Accordingly, the relevant matter was not exempt under section 49 of the FOI Act.

Halcyon Waters Community Pty Ltd and Gold Coast City Council (Unreported, Queensland Information Commissioner, 14 September 2009)

The applicant sought access to documents concerning the Gold Coast City Council’s (Council) acquisition of Hope Island land. The applicant was not the owner of the land subject to acquisition. Council refused access to one particular document under section 49 of the FOI Act on the basis that disclosing the document could reasonably be expected to have a substantial adverse effect on the financial and property interests of the State and Council. Specifically, the relevant matter was contained in the minutes of a Council meeting and could be described as:

  • a dollar amount, per hectare, valuation of the land
  • a dollar amount valuation of the entire land; and
  • a dollar amount representing Council’s available funding for the acquisition.

Could disclosure reasonably be expected to have a ‘substantial adverse effect’ on the ‘financial or property interests’ of the State or an agency?

Is there an expectation of a ‘substantial adverse effect’?

Even though the relevant matter was neither specific to the applicant’s land nor contained in a valuation report, the Assistant Commissioner was satisfied the principles from the decision in Little7 were still relevant.

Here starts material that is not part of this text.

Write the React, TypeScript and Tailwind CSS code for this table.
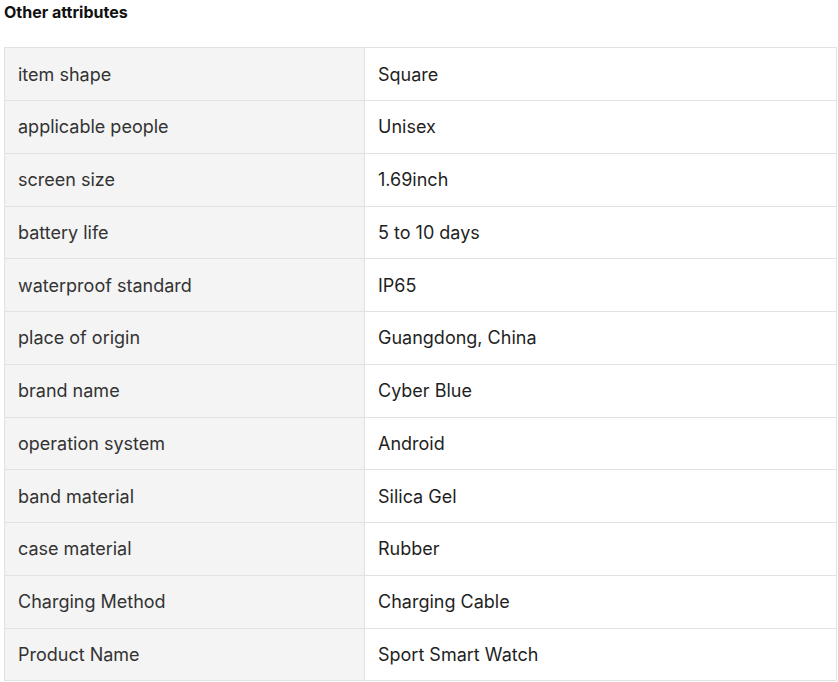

The Assistant Commissioner found that Council must identify the nature of the substantial adverse effect that disclosing the relevant matter could reasonably be expected to have. [44] Council asserted that disclosure would provide the applicant with a financial advantage in any negotiations for acquisition of the applicant’s land, which would result in Council paying more than it normally would be able to negotiate. Council also submitted that prematurely disclosing the relevant matter could prevent Council from negotiating viable prices for the Hope Island land and other land which would put the construction project in jeopardy. [45]

The Assistant Commissioner was satisfied there was no evidence to support a finding that disclosure could reasonably be expected to have the adverse effects described by Council. [49]

Would disclosure, on balance, be in the public interest?

The Assistant Commissioner was satisfied that disclosure was in the public interest and the public interest considerations identified in Little, concerning the acquisition of land, should be given substantial weight. [50] The intrusive nature of acquisition means that the process of acquisition should be transparent. [48] Since the acquisition of private property could potentially affect any citizen, there is no public interest in saving public money if it means that negotiations for acquisition would occur on less than just terms. [48] The public interest factors favouring nondisclosure, including the potential waste of public monies, were outweighed by the factors favouring disclosure. [52]

Accordingly, the relevant matter was not exempt under section 49 of the FOI Act.

7Little; Cantoni and Department of Natural Resources (1996) 3 QAR 170.